I enjoyed watching the film "you've got mail" in class. Personally, i think Tom Hanks is a phenominal actor but thats besides the point. This movie, in relation to class, followed into the ten-step on-line relationship pattern about seven steps in. Though it may have gone all ten, to the end of the movie i only noticed up to seven. It took a little bit long to get through steps 1-3, but the relationship between the two main characters took off at step four, increasing frequency. a Majority of the movie was based on step 5 and 6, anticipation and fantasy integration, when they both became much more intrested and started becoming a little more personal with their e-mails. It took a very long time for the Face-to-Face step, or so only for meg ryan's charactrer. I think it was a good example of CMC and the overall human spirit. It is only human nature to become more and more interested in the unknown over an extended period of time.

Veronica said...

veronica's commment

Anonymous said...

The first time i saw this film, I didn't like it.
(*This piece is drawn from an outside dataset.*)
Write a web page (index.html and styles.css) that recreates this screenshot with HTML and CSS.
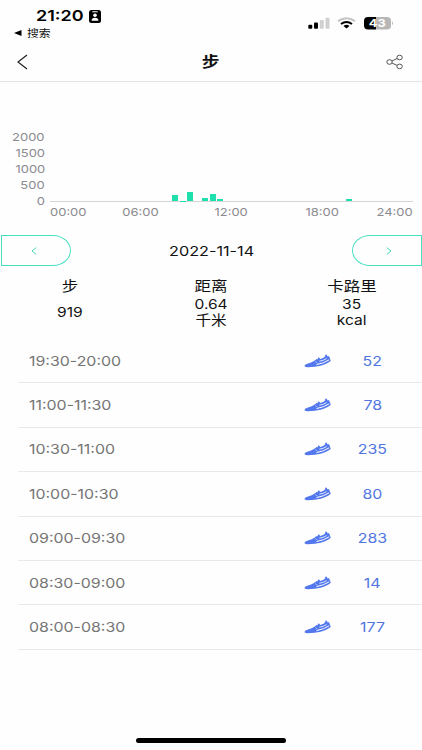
FILE: index.html
```
<!DOCTYPE html>
<html lang="zh-CN">
<head>
<meta charset="utf-8">
<title>步</title>
<link rel="stylesheet" href="styles.css">
</head>
<body>
<div class="screen">
  <header class="status">
    <div class="status-left">
      <div class="clock"><span class="wide left time">21:20</span>
        <svg class="badge" viewBox="0 0 12 13"><rect width="12" height="13" rx="2.5"/><rect x="3.2" y="1.3" width="5.6" height="1" rx=".4" fill="#fff"/><circle cx="6" cy="5.3" r="1.8" fill="#fff"/><path d="M2.7 10.7V9.8Q3 7.8 6 7.8T9.3 9.8V10.7Z" fill="#fff"/></svg>
      </div>
      <div class="return"><svg width="8" height="6" viewBox="0 0 8 6"><path d="M0 3L7.5 0V6Z"/></svg><span class="wide left">搜索</span></div>
    </div>
    <svg class="status-icons" width="86" height="14" viewBox="0 0 86 14">
      <rect x=".3" y="8.7" width="4" height="4" rx="1"/><rect x="6" y="6.4" width="4" height="6.3" rx="1"/>
      <g fill="#d0d0d0"><rect x="11.8" y="4" width="4" height="8.7" rx="1"/><rect x="17.5" y="1.7" width="4" height="11" rx="1"/></g>
      <g fill="none" stroke-width="2"><path d="M30 5.2Q38.5-.5 47 5.2" stroke="#c4c4c4"/><path d="M33 8Q38.5 3.9 44 8" stroke="#000"/></g>
      <path d="M35.5 9.9Q38.5 7.7 41.5 9.9L38.5 12.6Z"/>
      <path d="M68 1H60Q56 1 56 5V9.5Q56 13.5 60 13.5H68Z"/><path d="M68 1H79Q83 1 83 5V9.5Q83 13.5 79 13.5H68Z" fill="#b7b7b7"/>
      <path d="M84 5.3Q86 7.2 84 9.3Z" fill="#b7b7b7"/>
      <text x="69.3" y="11.2" text-anchor="middle" textLength="17" lengthAdjust="spacingAndGlyphs" class="battery">43</text>
    </svg>
  </header>
  <nav class="nav">
    <svg width="11" height="16" viewBox="0 0 11 16"><path d="M10 1L1 8L10 15" fill="none" stroke="#222" stroke-width="1.2"/></svg>
    <h1 class="wide">步</h1>
    <svg width="18" height="16" viewBox="0 0 18 16" fill="none" stroke="#555" stroke-width="1"><ellipse cx="3.5" cy="8" rx="2.7" ry="2.3"/><ellipse cx="13.6" cy="3.5" rx="2.7" ry="2.3"/><ellipse cx="13.6" cy="12.4" rx="2.7" ry="2.3"/><path d="M6 7L11 4.5M6 9L11 11.4"/></svg>
  </nav>
  <section class="chart">
    <div class="y-axis"><span class="wide right">2000</span><span class="wide right">1500</span><span class="wide right">1000</span><span class="wide right">500</span><span class="wide right">0</span></div>
    <div class="plot">
      <div class="bars">
        <i style="grid-column:17;height:5.7px"></i><i style="grid-column:18;height:.4px"></i><i style="grid-column:19;height:9px"></i><i style="grid-column:21;height:2.6px"></i><i style="grid-column:22;height:7.5px"></i><i style="grid-column:23;height:2.5px"></i><i style="grid-column:40;height:1.7px"></i>
      </div>
      <div class="x-axis"><span class="wide left">00:00</span><span class="wide">06:00</span><span class="wide">12:00</span><span class="wide">18:00</span><span class="wide right">24:00</span></div>
    </div>
  </section>
  <section class="date-row">
    <button class="prev"><svg width="6" height="8" viewBox="0 0 6 8"><path d="M5.2.6L1 4L5.2 7.4"/></svg></button>
    <span class="wide date">2022-11-14</span>
    <button class="next"><svg width="6" height="8" viewBox="0 0 6 8"><path d="M.8.6L5 4L.8 7.4"/></svg></button>
  </section>
  <section class="stats">
    <div><b class="wide">步</b><p><span class="wide">919</span></p></div>
    <div><b class="wide">距离</b><p><span class="wide">0.64</span><span class="wide">千米</span></p></div>
    <div><b class="wide">卡路里</b><p><span class="wide">35</span><span class="wide">kcal</span></p></div>
  </section>
  <svg class="defs" width="0" height="0"><symbol id="shoe" viewBox="0 0 28 14"><path d="M.4 12Q.8 10.4 4 9.6Q8 8.6 10.7 6.5L12.6 4.9L13.8 5.2L13.8 3.8L15 3.4L16.4 5L20 3.6Q21.5 2.6 21.3.8L22.4.5L23.8 2.4L25 2L26.8 6.8Q23.5 10 16.5 11.8Q11 13.3 3 13.2Q.6 13 .4 12Z" fill="#5378ee"/><path d="M12.5 10.6Q20 9.2 25.2 5.8" fill="none" stroke="#fefefe" stroke-width="1"/><path d="M11.2 7.6L13.4 9.2" fill="none" stroke="#fefefe" stroke-width=".5"/><path d="M15.4 7.2Q19.5 6.6 22.6 4.6" fill="none" stroke="#fefefe" stroke-width=".8"/></symbol></svg>
  <ul class="list">
    <li><span class="wide left">19:30-20:00</span><svg class="shoe"><use href="#shoe"/></svg><em><span class="wide">52</span></em></li>
    <li><span class="wide left">11:00-11:30</span><svg class="shoe"><use href="#shoe"/></svg><em><span class="wide">78</span></em></li>
    <li><span class="wide left">10:30-11:00</span><svg class="shoe"><use href="#shoe"/></svg><em><span class="wide">235</span></em></li>
    <li><span class="wide left">10:00-10:30</span><svg class="shoe"><use href="#shoe"/></svg><em><span class="wide">80</span></em></li>
    <li><span class="wide left">09:00-09:30</span><svg class="shoe"><use href="#shoe"/></svg><em><span class="wide">283</span></em></li>
    <li><span class="wide left">08:30-09:00</span><svg class="shoe"><use href="#shoe"/></svg><em><span class="wide">14</span></em></li>
    <li><span class="wide left">08:00-08:30</span><svg class="shoe"><use href="#shoe"/></svg><em><span class="wide">177</span></em></li>
  </ul>
  <div class="home"></div>
</div>
</body>
</html>
```
FILE: styles.css
```
* { box-sizing: border-box; margin: 0; padding: 0; }
body { background: #fefefe; font-family: Inter, "Noto Sans CJK SC", sans-serif; color: #111; }
.screen { width: 422px; height: 750px; display: flex; flex-direction: column; overflow: hidden; }
.wide { display: inline-block; transform: scaleX(1.18); white-space: nowrap; }
.left { transform-origin: left; }
.right { transform-origin: right; }
.status { height: 42px; display: flex; justify-content: space-between; padding-right: 28px; }
.status-left { padding-left: 14px; }
.clock { display: flex; align-items: center; height: 18px; margin: 7px 0 0 22px; font-size: 15px; font-weight: 600; line-height: 18px; color: #000; }
.time { width: 53px; transform: scaleX(1.2); }
.badge { width: 12px; height: 13px; }
.return { display: flex; align-items: center; gap: 5px; height: 14px; margin-top: 1px; font-size: 10px; line-height: 14px; }
.status-icons { margin-top: 16px; }
.battery { font-size: 11px; font-weight: 700; fill: #fff; }
.nav { height: 40px; display: grid; grid-template-columns: 1fr auto 1fr; align-items: center; padding: 0 18px 0 17px; border-bottom: 1px solid #e4e4e4; }
.nav > :last-child { justify-self: end; }
.nav h1 { font-size: 15px; line-height: 20px; font-weight: 700; }
.chart { display: flex; height: 153px; padding: 47px 9px 0 0; color: #8b8b90; font-size: 11px; }
.y-axis { width: 50px; padding-right: 5px; display: flex; flex-direction: column; align-items: flex-end; line-height: 16px; }
.plot { flex: 1; }
.bars { height: 73px; display: grid; grid-template-columns: repeat(48, 1fr); align-items: end; border-bottom: 1px solid #d2d6d5; }
.bars i { grid-row: 1; margin: 0 .5px 0 1px; background: #1fdfac; }
.x-axis { display: grid; grid-template-columns: 1fr 2fr 2fr 2fr 1fr; justify-items: center; line-height: 20px; }
.x-axis .left { justify-self: start; }
.x-axis .right { justify-self: end; }
.date-row { height: 31px; display: flex; align-items: center; justify-content: space-between; padding-left: 1px; }
.date-row button { width: 70px; height: 31px; display: flex; align-items: center; justify-content: center; border: 1px solid #48dfc0; background: none; }
.date-row svg { fill: none; stroke: #48d5b8; stroke-width: 1; }
.date-row .prev { border-radius: 0 18px 18px 0 / 0 15.5px 15.5px 0; padding-right: 5px; }
.date-row .next { border-radius: 18px 0 0 18px / 15.5px 0 0 15.5px; padding-left: 5px; }
.date { font-size: 13.2px; transform: scaleX(1.23); }
.stats { height: 73px; display: grid; grid-template-columns: repeat(3, 1fr); padding-top: 11px; text-align: center; font-size: 13.2px; }
.stats b { font-size: 14px; font-weight: 400; line-height: 18px; }
.stats div { display: flex; flex-direction: column; align-items: center; }
.stats p { height: 32px; margin-top: 1px; display: flex; flex-direction: column; justify-content: center; line-height: 16px; }
.defs { display: block; flex: none; }
.list { list-style: none; }
.list li { height: 44.4px; margin-left: 18px; padding-left: 11px; display: flex; align-items: center; justify-content: space-between; border-bottom: 1px solid #e9e9e9; font-size: 13.5px; color: #757575; }
.list li > .wide { width: 275px; }
.shoe { width: 28px; height: 14px; }
.list em { width: 81px; margin-right: 9px; text-align: center; font-style: normal; color: #5176e0; }
.home { width: 150px; height: 4.5px; margin: auto auto 7.5px; border-radius: 3px; background: #000; }
```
Although I don't remember why, I just remember leaving the theatre thinking well that was dumb. But after having class discussions about this topic and talking about the 10 stages of developing an internet relationship, the movie took a whole new turn and was quite humorous. Especially hearing and seeing the old AIM sing in procedure. My favorite part of the movie was the stage of the fantasy integration. It was funny to hear their visions of each other in their head. And what made it even more funnier was that it was at different times of the movie, when Tom Hanks already knew and she did not. All in all, I think that this was an excellent film to show the class when talking about the 10 different stages!